This note briefly discusses the book-tax difference in the treatment of restructuring costs.  As a general rule, these costs must be expensed for book purposes, often times appearing in separate line items in income statements of entities reporting under ASC Topic 852.  However, for U.S. federal income tax purposes, many of these costs are not currently tax deductible, but must be capitalized and recoverable only in the case of future events, or, alternatively, never tax deductible.  The tax rules governing these costs are summarized as follows:

  1. Legal, financial advisor, and other related (banking, valuation, etc.) costs are generally viewed on a “with/without” basis. Thus, one must look to whether the costs would have been incurred outside of the restructuring, and if so, would they be deductible under the circumstances.
    1. Normal business operating costs, if deductible outside of a restructuring environment, are unchanged by the fact that restructuring efforts (whether court supervised or not) are underway.
  2. Costs incurred for filing and administrating a bankruptcy petition under Chapter 11 of Title 11, USC, are not deductible.
    1. However, a major exception set out in the regulations involves fees and costs incurred to resolve tort liabilities associated with the restructuring are allowable. So, if there is an ongoing dispute over, say, a personal injury claim on a production platform, one could see those costs being allowable as current deductions for income tax purposes if otherwise deductible.
  3. Pre-filing costs fall into a similar analysis of whether the costs led to a “reorganization” of the taxpayer entity, under the traditional M&A acquisition/disposition of entities or properties, capital raising, and debt renegotiation.

See Treas. Reg. Section 1.263(a)-5 for additional guidance. For financial reporting purposes (in a tax provision calculation), these costs typically are added back to pre-tax income as current period (discrete) permanent differences. However, to the extent these costs can be capitalized into the tax basis of a wasting asset (recoverable through future cost recovery deductions), they would appear as an unfavorable temporary difference for the period incurred, similar to transaction costs incurred to acquire assets in a taxable exchange treated as a purchase of a business for book purposes.
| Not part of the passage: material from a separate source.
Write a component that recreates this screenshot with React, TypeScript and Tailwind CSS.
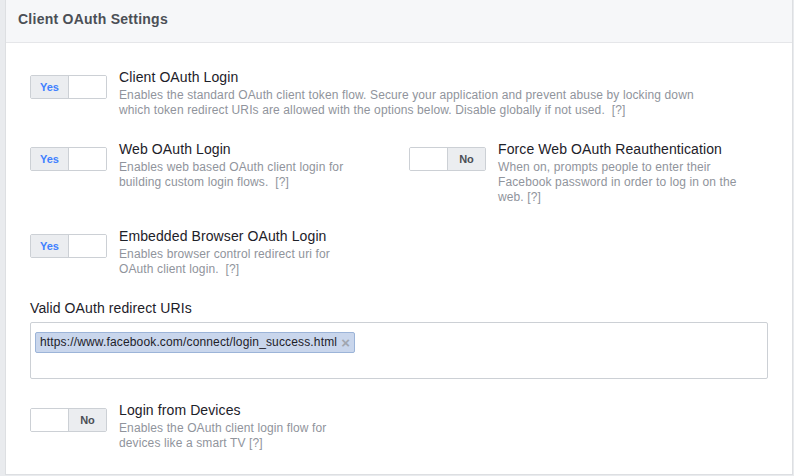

While the effect of this unfavorable permanent difference may not be readily apparent to external readers of financial statements for entities with a current Valuation Allowance (since no net income tax benefit is recorded), if not accurately measured, this issue has the effect of overstating the net operating loss (NOL) generated during the period. Consequently, there will be an inaccurate determination of that deferred tax attribute (NOL carryover) which could lead to miss-stated post-restructuring tax attributes surviving execution of the Plan of Reorganization.